Tijuana carnage persists; weekend toll is 34

Cops found decapitated; tot, teen among victims

By Sandra Dibble
UNION-TRIBUNE STAFF WRITER

December 1, 2008

AFN
Public safety workers at the scene.

The decapitated bodies of three police officers were found alongside six other beheaded corpses yesterday in a weekend of violence in which 34 people were slain in different sections of Tijuana.

The victims included a 4-year-old boy and a 13-year-old boy, killed by gunmen Saturday night together with two adults by a grocery store in eastern Tijuana. Several hours later, the 18-year-old nephew of Baja California's tourism secretary was found shot to death inside a vehicle a few miles east of downtown.

The deaths bring to more than 360 the number killed since late September, when the violence between rival drug gangs first began to soar in a turf battle targeting each other and law enforcement officials. The total dead so far this year is more than 740, compared with 337 for all of 2007.

The nine decapitated corpses were discovered about noon in an eastern section of the city. They were found beneath a power line that runs through a neighborhood of modest houses and small businesses. The officers'identification cards had been left with the bodies, said a spokeswoman for the Baja California Attorney General's Office.

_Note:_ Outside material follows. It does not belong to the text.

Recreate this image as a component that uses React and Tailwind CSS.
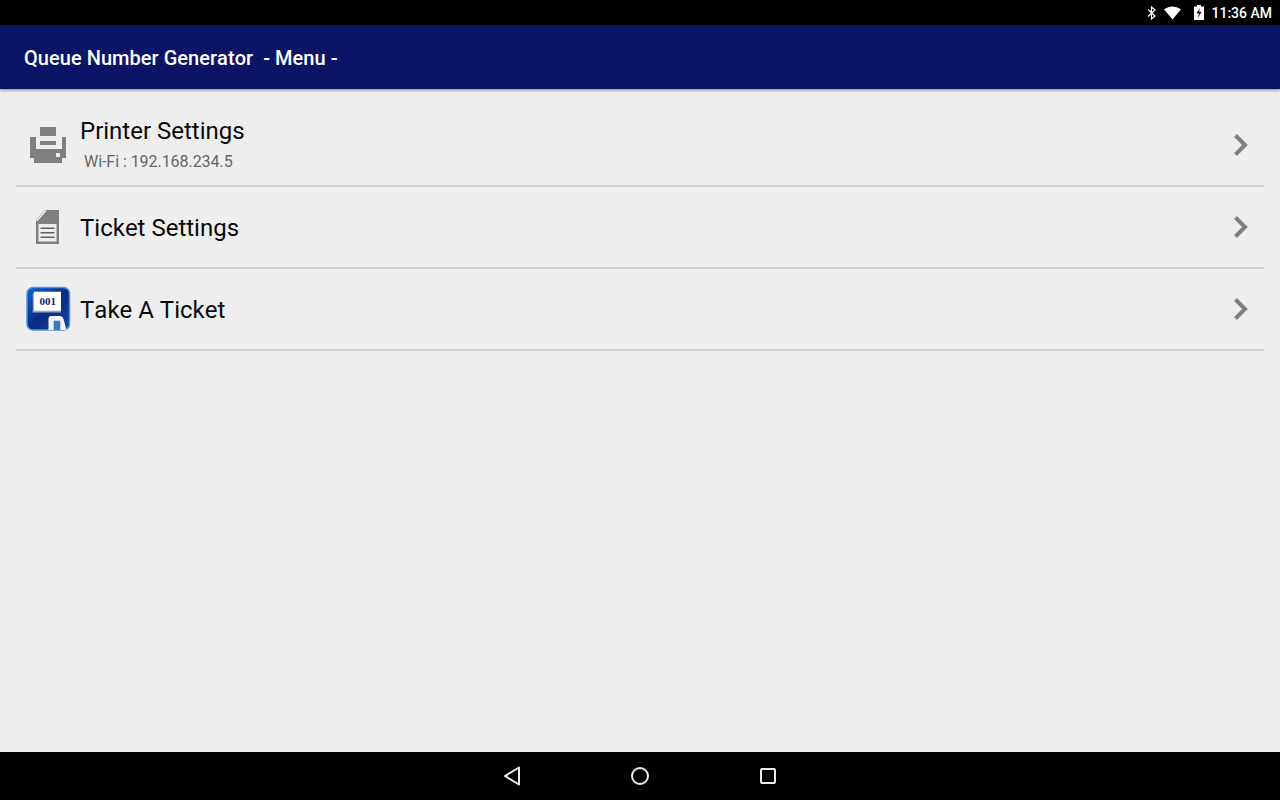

The three police officers had been assigned to high-crime districts in eastern Tijuana and Otay Mesa, the Tijuana police department said. The Baja California Attorney General's Office identified them as Rudy Galeana Guillén, Esaul RNos Montiel and Jesús Alberto Lara Ruiz.

It was unclear whether the officers were among a group of more than 400 officers in those districts and two others temporarily taken off their beats so they can receive training and undergo extensive background checks.

A fourth officer, Alan Bernal Estrada, was slain Saturday at a used auto-parts business, the Attorney General's Office said.

The slayings have come as many officers in the 2,200-member department have been under suspicion of having links to drug traffickers. Some 200 officers have been dropped from the force since Mayor Jorge Ramos took office a year ago. An additional 20 officers – many of them high-ranking commanders – are currently being held for questioning by organized crime investigators in Mexico City.